→ **MATERIAL PROVIDED**
=======

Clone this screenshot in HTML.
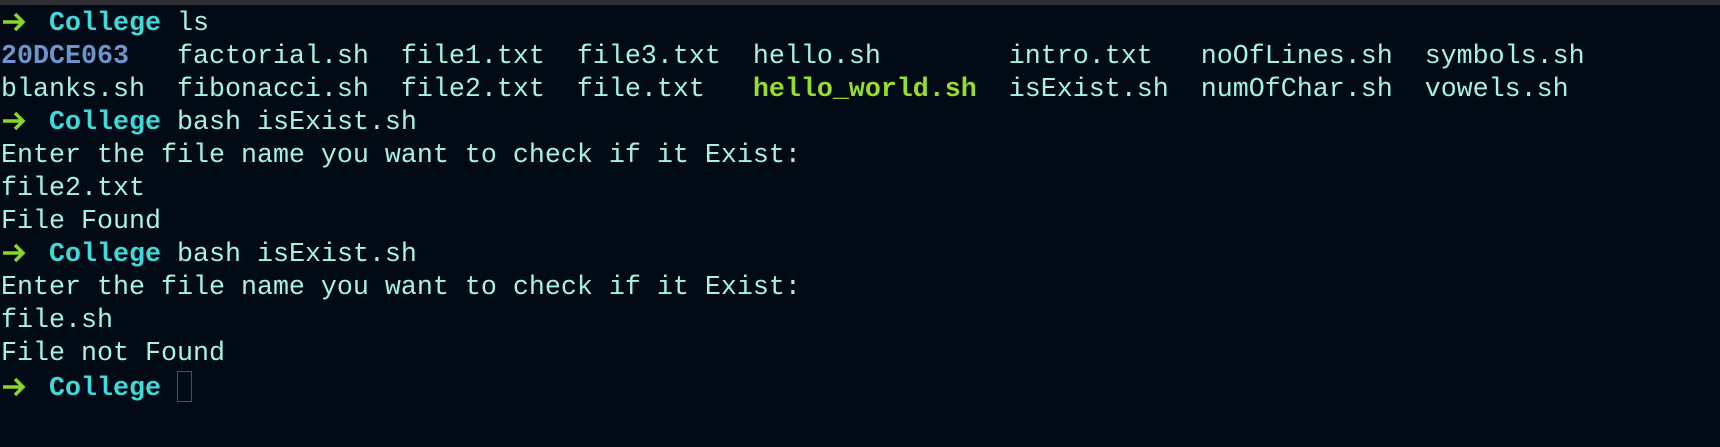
<!DOCTYPE html>
<html><head><meta charset="utf-8"><style>
html,body{margin:0;padding:0;background:#020a15;width:1720px;height:447px;overflow:hidden}
.bar{height:5px;background:#2d2f33}
pre{margin:0;padding:3px 0 0 1px;font-family:"Liberation Mono",monospace;font-size:26.67px;line-height:33px;color:#a8f2e2;white-space:pre}
.a{display:inline-block;width:16px;height:20px;vertical-align:-2px;position:relative}
.a svg{position:absolute;left:1px;top:0}
.c{color:#3fd9d9;font-weight:bold}
.d{color:#6f93cc;font-weight:bold}
.g{color:#98dc2c;font-weight:bold}
.cur{display:inline-block;width:15px;height:31px;border:1px solid #d01818;box-sizing:border-box;vertical-align:-7px}
</style></head><body><div class="bar"></div><pre><span class="a"><svg width="24" height="20" viewBox="0 0 24 20"><path d="M1 10H21M13 2L21 10L13 18" fill="none" stroke="#8ad52b" stroke-width="3.5"/></svg></span>  <span class="c">College</span> ls
<span class="d">20DCE063</span>   factorial.sh  file1.txt  file3.txt  hello.sh        intro.txt   noOfLines.sh  symbols.sh
blanks.sh  fibonacci.sh  file2.txt  file.txt   <span class="g">hello_world.sh</span>  isExist.sh  numOfChar.sh  vowels.sh
<span class="a"><svg width="24" height="20" viewBox="0 0 24 20"><path d="M1 10H21M13 2L21 10L13 18" fill="none" stroke="#8ad52b" stroke-width="3.5"/></svg></span>  <span class="c">College</span> bash isExist.sh
Enter the file name you want to check if it Exist:
file2.txt
File Found
<span class="a"><svg width="24" height="20" viewBox="0 0 24 20"><path d="M1 10H21M13 2L21 10L13 18" fill="none" stroke="#8ad52b" stroke-width="3.5"/></svg></span>  <span class="c">College</span> bash isExist.sh
Enter the file name you want to check if it Exist:
file.sh
File not Found
<span class="a"><svg width="24" height="20" viewBox="0 0 24 20"><path d="M1 10H21M13 2L21 10L13 18" fill="none" stroke="#8ad52b" stroke-width="3.5"/></svg></span>  <span class="c">College</span> <span class="cur"></span></pre></body></html>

=======

→ **WHAT YOU ARE ASKED TO DO**
Reproduce the material in full, word for word, and omit the pictures.

→ **RESPONSE TO THIS TASK**
Clone this screenshot in HTML.
<!DOCTYPE html>
<html><head><meta charset="utf-8"><style>
html,body{margin:0;padding:0;background:#020a15;width:1720px;height:447px;overflow:hidden}
.bar{height:5px;background:#2d2f33}
pre{margin:0;padding:3px 0 0 1px;font-family:"Liberation Mono",monospace;font-size:26.67px;line-height:33px;color:#a8f2e2;white-space:pre}
.a{display:inline-block;width:16px;height:20px;vertical-align:-2px;position:relative}
.a svg{position:absolute;left:1px;top:0}
.c{color:#3fd9d9;font-weight:bold}
.d{color:#6f93cc;font-weight:bold}
.g{color:#98dc2c;font-weight:bold}
.cur{display:inline-block;width:15px;height:31px;border:1px solid #d01818;box-sizing:border-box;vertical-align:-7px}
</style></head><body><div class="bar"></div><pre><span class="a"><svg width="24" height="20" viewBox="0 0 24 20"><path d="M1 10H21M13 2L21 10L13 18" fill="none" stroke="#8ad52b" stroke-width="3.5"/></svg></span>  <span class="c">College</span> ls
<span class="d">20DCE063</span>   factorial.sh  file1.txt  file3.txt  hello.sh        intro.txt   noOfLines.sh  symbols.sh
blanks.sh  fibonacci.sh  file2.txt  file.txt   <span class="g">hello_world.sh</span>  isExist.sh  numOfChar.sh  vowels.sh
<span class="a"><svg width="24" height="20" viewBox="0 0 24 20"><path d="M1 10H21M13 2L21 10L13 18" fill="none" stroke="#8ad52b" stroke-width="3.5"/></svg></span>  <span class="c">College</span> bash isExist.sh
Enter the file name you want to check if it Exist:
file2.txt
File Found
<span class="a"><svg width="24" height="20" viewBox="0 0 24 20"><path d="M1 10H21M13 2L21 10L13 18" fill="none" stroke="#8ad52b" stroke-width="3.5"/></svg></span>  <span class="c">College</span> bash isExist.sh
Enter the file name you want to check if it Exist:
file.sh
File not Found
<span class="a"><svg width="24" height="20" viewBox="0 0 24 20"><path d="M1 10H21M13 2L21 10L13 18" fill="none" stroke="#8ad52b" stroke-width="3.5"/></svg></span>  <span class="c">College</span> <span class="cur"></span></pre></body></html>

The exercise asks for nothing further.